→ **Task prompt**: Skip all pictures. Write out the data below from its first line through the line that contains "FaSearch, FaSync, FaThumbtack".

→ **Recorded data**:

— Start —

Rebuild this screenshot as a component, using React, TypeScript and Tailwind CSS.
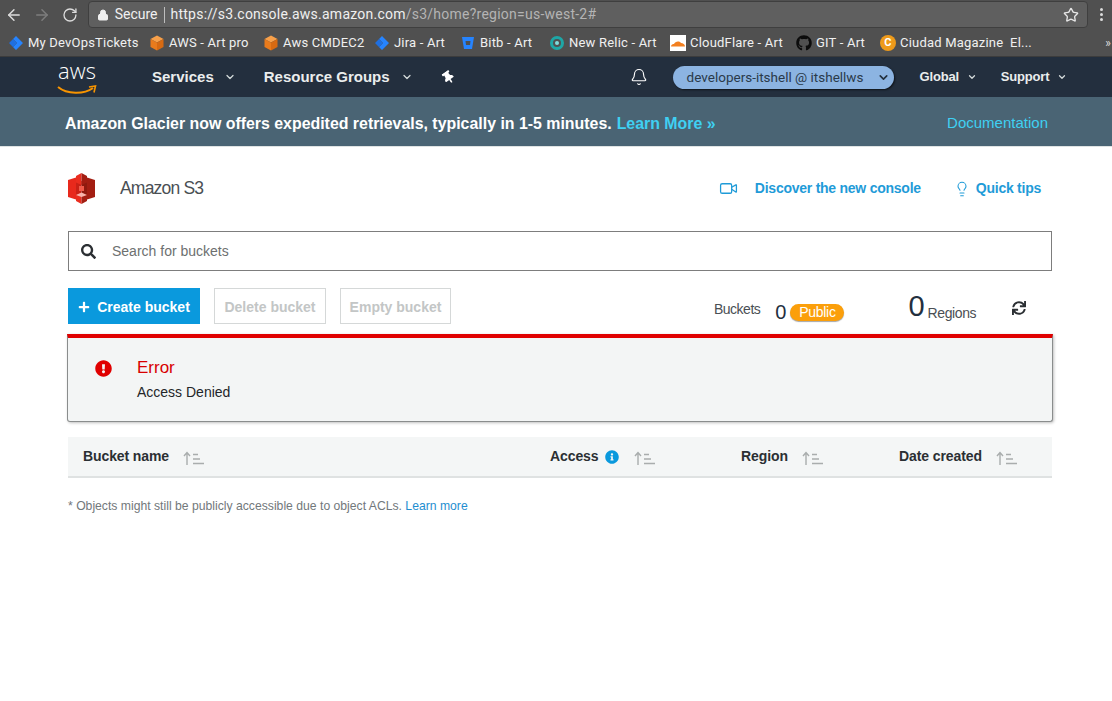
import { ArrowLeft, ArrowRight, RotateCw, Lock, Star, Bell, ChevronDown, Video, Lightbulb } from "lucide-react";
import { FaExclamationCircle, FaGithub, FaInfoCircle, FaPlus, FaSearch, FaSync, FaThumbtack } from "react-icons/fa";

const bookmarks = [
  { label: "My DevOpsTickets", icon: "jira", width: "w-[141px]" },
  { label: "AWS - Art pro", icon: "box", width: "w-[114px]" },
  { label: "Aws CMDEC2", icon: "box", width: "w-[111px]" },
  { label: "Jira - Art", icon: "jira", width: "w-[86px]" },
  { label: "Bitb - Art", icon: "bitb", width: "w-[89px]" },
  { label: "New Relic - Art", icon: "relic", width: "w-[121px]" },
  { label: "CloudFlare - Art", icon: "cloud", width: "w-[126px]" },
  { label: "GIT - Art", icon: "git", width: "w-[84px]" },
  { label: "Ciudad Magazine  El...", icon: "c", width: "w-[160px]" },
];

function BookmarkIcon({ kind }: { kind: string }) {
  if (kind === "jira") {
    return (
      <svg width="16" height="16" viewBox="0 0 16 16">
        <path d="M8 1 L15 8 L8 15 L5 12 L9 8 L5 4 Z" fill="#2684ff" />
        <path d="M8 1 L5 4 L9 8 L5 12 L8 15 L1 8 Z" fill="#1f6fe0" />
      </svg>
    );
  }
  if (kind === "box") {
    return (
      <svg width="16" height="16" viewBox="0 0 16 16">
        <path d="M8 0.5 L14.5 4 L8 7.5 L1.5 4 Z" fill="#f7a04a" />
        <path d="M1.5 4 L8 7.5 V15.5 L1.5 12 Z" fill="#e97b1c" />
        <path d="M14.5 4 L8 7.5 V15.5 L14.5 12 Z" fill="#d76a12" />
      </svg>
    );
  }
  if (kind === "bitb") {
    return (
      <svg width="16" height="16" viewBox="0 0 16 16">
        <path d="M2 2 H14 L12 14 H4 Z" fill="#2684ff" />
        <path d="M5.5 6 H10.5 L10 10 H6 Z" fill="#505050" />
      </svg>
    );
  }
  if (kind === "relic") {
    return (
      <svg width="16" height="16" viewBox="0 0 16 16">
        <circle cx="8" cy="8" r="5.5" fill="none" stroke="#1ea6a6" strokeWidth="3" />
        <circle cx="8" cy="8" r="2" fill="#7fdcdc" />
      </svg>
    );
  }
  if (kind === "cloud") {
    return (
      <svg width="16" height="16" viewBox="0 0 16 16">
        <rect width="16" height="16" fill="#ffffff" />
        <path d="M1 11.5 C1 9.5 3 9 4 9 C5 6.5 9 5.5 11 8 C13 8 15 9.5 15 11.5 Z" fill="#f38020" />
      </svg>
    );
  }
  if (kind === "git") {
    return <FaGithub size={16} className="text-[#0c0c0c]" />;
  }
  return (
    <div className="flex h-4 w-4 items-center justify-center rounded-full bg-[#ee9a1a] text-[11px] font-bold leading-none text-white">C</div>
  );
}

function SortIcon() {
  return (
    <svg width="21" height="14" viewBox="0 0 21 14" className="text-[#a9adad]" fill="none" stroke="currentColor">
      <path d="M4 14 V2 M1 5 L4 1.5 L7 5" strokeWidth="1.4" />
      <path d="M10 3.5 H15 M10 8 H17 M10 12.5 H21" strokeWidth="1.5" />
    </svg>
  );
}

function S3Logo() {
  return (
    <svg width="27" height="31" viewBox="0 0 27 31">
      <path d="M0 7 L8 4.5 V26.5 L0 24 Z" fill="#e8291c" />
      <path d="M27 7 L19 4.5 V26.5 L27 24 Z" fill="#a31e12" />
      <rect x="8" y="8" width="5.5" height="15" fill="#c92116" />
      <rect x="13.5" y="8" width="5.5" height="15" fill="#8f1a0f" />
      <path d="M13.5 0 L8 3 V9.5 L13.5 12 Z" fill="#ea2d1f" />
      <path d="M13.5 0 L19 3 V9.5 L13.5 12 Z" fill="#a31e12" />
      <path d="M13.5 20 L8 22 V28 L13.5 31 Z" fill="#ea2d1f" />
      <path d="M13.5 20 L19 22 V28 L13.5 31 Z" fill="#a31e12" />
      <path d="M13.5 19.5 L8 22 L13.5 24 L19 22 Z" fill="#f8b4ac" />
      <rect x="11" y="13" width="5" height="5" fill="#f05a4a" />
    </svg>
  );
}

export default function App() {
  return (
    <div className="h-[701px] w-[1112px] overflow-hidden bg-white font-['Liberation_Sans',sans-serif] text-[#16191f]">
      {/* browser chrome */}
      <div className="flex h-[29px] items-center bg-[#505050] pl-[5px] pr-[9px]">
        <ArrowLeft size={18} className="text-[#dcdcdc]" />
        <ArrowRight size={18} className="ml-[10px] text-[#7d7d7d]" />
        <RotateCw size={16} className="ml-[11px] text-[#dcdcdc]" />
        <div className="ml-[10px] flex h-[27px] w-[1006px] items-center rounded-[4px] border border-[#3f3f3f] bg-[#5f5f5f] pl-[8px] pr-[8px] font-['Roboto',sans-serif] text-[14px]">
          <Lock size={12} fill="#f0f0f0" className="text-[#f0f0f0]" />
          <span className="ml-[6px] text-[#f0f0f0]">Secure</span>
          <span className="mx-[6px] h-[16px] w-px bg-[#bdbdbd]" />
          <span className="tracking-[0.24px] text-[#f0f0f0]">https://s3.console.aws.amazon.com</span>
          <span className="tracking-[0.24px] text-[#b4b4b4]">/s3/home?region=us-west-2#</span>
          <Star size={16} className="ml-auto text-[#e6e6e6]" />
        </div>
        <div className="ml-[12px] flex flex-col gap-[2px]">
          <span className="h-[3px] w-[3px] rounded-full bg-[#dcdcdc]" />
          <span className="h-[3px] w-[3px] rounded-full bg-[#dcdcdc]" />
          <span className="h-[3px] w-[3px] rounded-full bg-[#dcdcdc]" />
        </div>
      </div>
      <div className="flex h-[28px] items-center border-b border-[#3c3c3c] bg-[#505050] pl-[8px] font-['Roboto',sans-serif] text-[13px] tracking-[0.2px] text-[#f0f0f0]">
        {bookmarks.map((b) => (
          <div key={b.label} className={`flex items-center gap-[4px] whitespace-pre ${b.width}`}>
            <BookmarkIcon kind={b.icon} />
            <span>{b.label}</span>
          </div>
        ))}
        <span className="ml-auto pr-[1px] text-[12px] text-[#dcdcdc]">»</span>
      </div>

      {/* aws console nav */}
      <div className="flex h-[40px] items-center bg-[#232f3e] text-white">
        <div className="relative ml-[57px] h-[40px] w-[40px]">
          <span className="block text-center font-['Open_Sans',sans-serif] text-[22px] font-light leading-[26px] text-white">aws</span>
          <svg width="40" height="11" viewBox="0 0 40 11" className="absolute left-0 top-[28px]">
            <path d="M1 2 C10 9.5 27 9.5 36 3" fill="none" stroke="#f79400" strokeWidth="2" />
            <path d="M32 2 L38.5 1 L37 7.5" fill="none" stroke="#f79400" strokeWidth="1.6" />
          </svg>
        </div>
        <span className="ml-[55px] text-[15px] font-bold text-[#eaeded]">Services</span>
        <ChevronDown size={12} strokeWidth={2.5} className="ml-[10px] text-[#d5dbdb]" />
        <span className="ml-[28px] text-[15px] font-bold text-[#eaeded]">Resource Groups</span>
        <ChevronDown size={12} strokeWidth={2.5} className="ml-[11px] text-[#d5dbdb]" />
        <FaThumbtack size={13} className="ml-[29px] rotate-[-35deg] text-white" />
        <Bell size={18} strokeWidth={1.5} className="ml-[175px] text-white" />
        <div className="relative ml-[25px] flex h-[23px] w-[221px] items-center rounded-full bg-[#8cb4e2] pl-[14px] font-['Roboto',sans-serif] text-[13.5px] text-[#2a3a4a] shadow-[1px_1px_2px_rgba(0,0,0,0.6)]">
          developers-itshell @ itshellws
          <ChevronDown size={13} strokeWidth={3} className="absolute right-[4px] text-[#24313f]" />
        </div>
        <span className="ml-[26px] text-[13px] font-bold tracking-[-0.2px] text-[#eaeded]">Global</span>
        <ChevronDown size={10} strokeWidth={3} className="ml-[8px] text-[#d5dbdb]" />
        <span className="ml-[24px] text-[13px] font-bold tracking-[-0.2px] text-[#eaeded]">Support</span>
        <ChevronDown size={10} strokeWidth={3} className="ml-[8px] text-[#d5dbdb]" />
      </div>
      <div className="flex h-[50px] items-center border-b border-[#dfe3e3] bg-[#4a6474] pl-[65px] pr-[64px] pt-[4px] text-[15.9px] font-bold text-white">
        <span>Amazon Glacier now offers expedited retrievals, typically in 1-5 minutes.</span>
        <span className="ml-[5px] text-[#3fd0f2]">Learn More »</span>
        <span className="ml-auto text-[15px] font-normal text-[#3fd0f2]">Documentation</span>
      </div>

      {/* page */}
      <div className="pl-[68px] pr-[60px]">
        <div className="flex h-[84px] items-center pb-[1px] pr-[11px]">
          <S3Logo />
          <span className="ml-[25px] text-[17.5px] font-light tracking-[-0.8px] text-[#4a4f54]">Amazon S3</span>
          <Video size={19} strokeWidth={1.6} className="ml-auto text-[#1f9bd8]" />
          <span className="ml-[17px] text-[14px] font-bold tracking-[-0.25px] text-[#1f9bd8]">Discover the new console</span>
          <Lightbulb size={16} strokeWidth={1.6} className="ml-[33px] text-[#1f9bd8]" />
          <span className="ml-[6px] text-[14px] font-bold tracking-[-0.25px] text-[#1f9bd8]">Quick tips</span>
        </div>
        <div className="flex h-[40px] items-center border border-[#7d7d7d] pl-[12px] text-[14px] text-[#6d7070]">
          <FaSearch size={15} className="text-[#2b2f33]" />
          <span className="ml-[16px]">Search for buckets</span>
        </div>
        <div className="mt-[17px] flex h-[36px] items-center">
          <div className="flex h-[36px] w-[132px] items-center justify-center bg-[#0a99dd] pt-[2px] text-[14px] font-bold text-white">
            <FaPlus size={12} className="mr-[7px]" />
            Create bucket
          </div>
          <div className="ml-[14px] flex h-[36px] w-[112px] items-center justify-center border border-[#d5d8d8] pt-[2px] text-[14px] font-bold text-[#c3c6c6]">Delete bucket</div>
          <div className="ml-[14px] flex h-[36px] w-[111px] items-center justify-center border border-[#d5d8d8] pt-[2px] text-[14px] font-bold text-[#c3c6c6]">Empty bucket</div>
          <span className="ml-[263px] mt-[6px] text-[14px] font-light tracking-[-0.5px] text-[#4a4f54]">Buckets</span>
          <span className="ml-[15px] mt-[12px] text-[20px] text-[#232f3e]">0</span>
          <span className="ml-[4px] mt-[12px] flex h-[17px] w-[54px] items-center justify-center rounded-full bg-[#fb9f0b] text-[14px] tracking-[-0.3px] text-white shadow-[0_1px_1px_rgba(0,0,0,0.35)]">Public</span>
          <span className="ml-[64px] mt-[1px] text-[29px] leading-none text-[#232f3e]">0</span>
          <span className="ml-[3px] mt-[14px] text-[14px] font-light tracking-[-0.4px] text-[#4a4f54]">Regions</span>
          <FaSync size={14} className="ml-[36px] mt-[4px] text-[#2b2f33]" />
        </div>
      </div>

      <div className="ml-[67px] mt-[10px] h-[88px] w-[986px] rounded-b-[3px] border-x border-b border-t-[4px] border-x-[#8a8d8d] border-b-[#8a8d8d] border-t-[#e00000] bg-[#f3f5f5] shadow-[1px_1px_3px_rgba(0,0,0,0.25)]">
        <div className="flex pl-[27px] pt-[20px]">
          <FaExclamationCircle size={17} className="mt-[2px] text-[#e00000]" />
          <div className="ml-[25px]">
            <div className="text-[17px] leading-[20px] text-[#d80000]">Error</div>
            <div className="mt-[5px] text-[14px] leading-[18px] text-[#232629]">Access Denied</div>
          </div>
        </div>
      </div>

      <div className="pl-[68px] pr-[60px]">
        <div className="mt-[15px] grid h-[41px] grid-cols-[467px_191px_158px_1fr] items-center border-b-2 border-[#dfe2e2] bg-[#f4f6f6] pl-[15px] text-[14px] font-bold tracking-[-0.1px] text-[#2b2f33]">
          <div className="flex items-center">
            <span>Bucket name</span>
            <span className="ml-[14px] mt-[3px]"><SortIcon /></span>
          </div>
          <div className="flex items-center">
            <span>Access</span>
            <FaInfoCircle size={14} className="ml-[7px] text-[#0a99dd]" />
            <span className="ml-[15px] mt-[3px]"><SortIcon /></span>
          </div>
          <div className="flex items-center">
            <span>Region</span>
            <span className="ml-[14px] mt-[3px]"><SortIcon /></span>
          </div>
          <div className="flex items-center">
            <span>Date created</span>
            <span className="ml-[14px] mt-[3px]"><SortIcon /></span>
          </div>
        </div>
        <p className="mt-[20px] text-[12.2px] leading-[16px] text-[#72787b]">
          * Objects might still be publicly accessible due to object ACLs. <span className="text-[#1f8ed0]">Learn more</span>
        </p>
      </div>
    </div>
  );
}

— End —

→ **Task response**:
Rebuild this screenshot as a component, using React, TypeScript and Tailwind CSS.
import { ArrowLeft, ArrowRight, RotateCw, Lock, Star, Bell, ChevronDown, Video, Lightbulb } from "lucide-react";
import { FaExclamationCircle, FaGithub, FaInfoCircle, FaPlus, FaSearch, FaSync, FaThumbtack } from "react-icons/fa";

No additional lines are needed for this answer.